We're recommended to generate a total of 80-140 poses for each protein-ligand:

For example;

• Total of 140 poses: 60 from AutoDock, 20 from Vina, 60 from DOCK
• Total of 80 poses: 60 from AutoDock, 20 from Vina

The final data for create graph need to save as csv file, and the example csv file can be see as "results.csv" file in the (https://doi.org/10.5281/zenodo.17254874).

Importantly, all poses need to be rescored with Vina, as all energetic features for the node features must be calculated by Vina (e.g., gauss1_inter, gauss2_inter, gauss1_intra, gauss2_intra, hydrophobic_inter, hydrophobic_intra, etc.). All these energetic features should be saved as CSV file in a directory named vina_scores. For example, the files should be named vina_scores_001.csv, vina_scores_002.csv, etc. (but if you have not that much number of protein-ligand system, you can then just give only 1 file "vina_scores_001.csv"), inside the vina_scores directory. An example CSV file for energetic features can be seen in vina_scores.tar (https://doi.org/10.5281/zenodo.17254874).

Make sure that the mol2file entries match between the Vina CSV files (vina_scores_<number>.csv) and the docking CSV (results.csv).

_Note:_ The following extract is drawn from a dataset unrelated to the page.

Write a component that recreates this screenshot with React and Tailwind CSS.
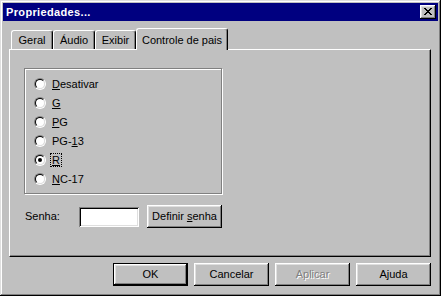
const raised =
  'shadow-[inset_-1px_-1px_0_#000,inset_1px_1px_0_#fff,inset_-2px_-2px_0_#808080,inset_2px_2px_0_#dfdfdf]';

function Button({ children, def, disabled, className = '' }) {
  const inner = (
    <div className={`w-full h-full flex items-center justify-center bg-[#c0c0c0] ${raised}`}>
      <span className={disabled ? 'text-[#808080] [text-shadow:1px_1px_0_#fff]' : 'text-black'}>{children}</span>
    </div>
  );
  if (def) {
    return <div className={`w-[75px] h-[23px] border border-black ${className}`}>{inner}</div>;
  }
  return <div className={`w-[75px] h-[23px] ${className}`}>{inner}</div>;
}

function Radio({ checked, children, focus }) {
  return (
    <div className="h-[19px] flex items-center">
      <div className="w-[12px] h-[12px] rounded-full border border-t-[#808080] border-l-[#808080] border-b-white border-r-white">
        <div className="w-[10px] h-[10px] rounded-full border border-t-black border-l-black border-b-[#dfdfdf] border-r-[#dfdfdf] bg-white flex items-center justify-center">
          {checked && <div className="w-[4px] h-[4px] rounded-full bg-black" />}
        </div>
      </div>
      <span
        className={`ml-[4px] px-[1px] leading-[12px] border ${
          focus ? 'border-dotted border-black' : 'border-transparent'
        }`}
      >
        {children}
      </span>
    </div>
  );
}

function Tab({ children, w, selected }) {
  if (selected) {
    return (
      <div
        className={`${w} h-[22px] -mb-[1px] -mx-[2px] relative z-10 bg-[#c0c0c0] border-t border-l border-white border-r border-r-black rounded-t-[3px] shadow-[inset_-1px_0_0_#808080] flex items-start justify-center pt-[3px]`}
      >
        {children}
      </div>
    );
  }
  return (
    <div
      className={`${w} h-[19px] mt-[2px] bg-[#c0c0c0] border-t border-l border-white border-r border-r-black rounded-t-[3px] shadow-[inset_-1px_0_0_#808080] flex items-center justify-center pt-[1px]`}
    >
      {children}
    </div>
  );
}

export default function App() {
  return (
    <div
      className="w-[441px] h-[296px] bg-[#c0c0c0] p-[3px] flex flex-col text-[11px] text-black shadow-[inset_-1px_-1px_0_#000,inset_1px_1px_0_#dfdfdf,inset_-2px_-2px_0_#808080,inset_2px_2px_0_#fff]"
      style={{ fontFamily: '"Liberation Sans", Arial, sans-serif' }}
    >
      {/* barra de título */}
      <div className="h-[18px] bg-[#000080] flex items-center justify-between pl-[3px] pr-[2px]">
        <span className="text-white font-bold text-[11px] tracking-[0.35px]">Propriedades...</span>
        <div className={`w-[16px] h-[14px] bg-[#c0c0c0] flex items-center justify-center ${raised}`}>
          <svg width="8" height="7" viewBox="0 0 8 7" shapeRendering="crispEdges" className="mb-[1px]">
            <path
              d="M0 0h2v1H0zM6 0h2v1H6zM1 1h2v1H1zM5 1h2v1H5zM2 2h4v1H2zM3 3h2v1H3zM2 4h4v1H2zM1 5h2v1H1zM5 5h2v1H5zM0 6h2v1H0zM6 6h2v1H6z"
              fill="#000"
            />
          </svg>
        </div>
      </div>

      <div className="pl-[6px] pt-[7px] flex flex-col">
        {/* abas */}
        <div className="flex pl-[2px] h-[21px]">
          <Tab w="w-[42px]">Geral</Tab>
          <Tab w="w-[42px]">Áudio</Tab>
          <Tab w="w-[41px]">Exibir</Tab>
          <div className="ml-[2px]">
            <Tab w="w-[92px]" selected>
              Controle de pais
            </Tab>
          </div>
        </div>

        {/* painel */}
        <div className="w-[422px] h-[208px] border border-t-white border-l-white border-b-black border-r-black shadow-[inset_-1px_-1px_0_#808080] pl-[14px] pt-[18px]">
          <div className="w-[198px] h-[126px] border border-[#808080] shadow-[1px_1px_0_#fff,inset_1px_1px_0_#fff] pl-[9px] pt-[5px]">
            <Radio>
              <u>D</u>esativar
            </Radio>
            <Radio>
              <u>G</u>
            </Radio>
            <Radio>
              <u>P</u>G
            </Radio>
            <Radio>
              PG-<u>1</u>3
            </Radio>
            <Radio checked focus>
              <u>R</u>
            </Radio>
            <Radio>
              <u>N</u>C-17
            </Radio>
          </div>

          <div className="flex items-center mt-[11px] h-[23px]">
            <span className="w-[55px] pl-[1px]">Senha:</span>
            <div className="w-[60px] h-[20px] bg-white shadow-[inset_1px_1px_0_#808080,inset_-1px_-1px_0_#fff,inset_2px_2px_0_#000,inset_-2px_-2px_0_#dfdfdf]" />
            <Button className="ml-[8px]">
              Definir <u>s</u>enha
            </Button>
          </div>
        </div>

        {/* botões */}
        <div className="w-[422px] flex justify-end gap-[6px] mt-[6px]">
          <Button def>OK</Button>
          <Button>Cancelar</Button>
          <Button disabled>Aplicar</Button>
          <Button>Ajuda</Button>
        </div>
      </div>
    </div>
  );
}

This is important because the script generates graphs by matching data from the mol2file column.

[2.2] Calculate the pairwise RMSD for each pose

As DBX2 need to generate graph for each protein-ligand complex, and each binding pose (node) need to connect via RMSD different between each pose. Therefore, the pairwise RMSD between each pose of each protein-ligand system is then need to calculate.

The pairwise RMSD can be calculate by using openbabel (e.g., command: obrms {pose_x} {pose_y}), the pairwise RMSD of each pose need to save as csv and kept in a directory name rmsd, similar to vina. The example of RMSD file can be seen in rmsd.tar

[2.3] Create graph for DBX2

Before creating graph for DBX2, you will need to make sure that:

• "results.csv": Contains docking/rescoring results. It is located in the same directory as the rmsd and vina_scores directories. Example file "results.csv" in https://doi.org/10.5281/zenodo.17254874.
• Directory name "vina_scores": that consists of energetic features from Vina as csv file (with pattern name of "vina_scores_<number>.csv"; vina_scores_001.csv), example file name "vina_scores.tar" in https://doi.org/10.5281/zenodo.17254874.
• Directory name "rmsd": that consists of pairwise RMSD (with pattern name of "rmsd_<number>.csv"; rmsd_001.csv), example file name "rmsd.tar" in https://doi.org/10.5281/zenodo.17254874.

For_prediction
├── results.csv
├── vina_scores/
│   ├── vina_scores_001.csv
│   ├── vina_scores_002.csv
│   └── ...
└── rmsd/
    ├── rmsd_001.csv
    ├── rmsd_002.csv
    └── ...

Then generate graph using "create_graphs.py" in https://doi.org/10.5281/zenodo.17254874. This will create graph for DBX2 name "Pred_graph.pkl".

[3] Prediction

To run prediction, user can run with command "rundbx2":

rundbx2 -f <A> -w <B> -t <C> --task <D> --seed 123 -o <E>

- <A>: is the config file that used during training the model (config.ini).

- <B>: is a trained model.

- <C>: is graph that generated from step **<2.3>**.

- <D>: is a level for DBX2 to predict.

- <E>: is a prediction result as .score file.

For example;

rundbx2 -f config.ini -w model_w.h5 -t Pred_grap.pkl --task graph node --seed 123 -o Pred.score

This will give "Pred_node.score" and "Pred_graph.score" for protein-ligand binding pose and binding affinity prediction.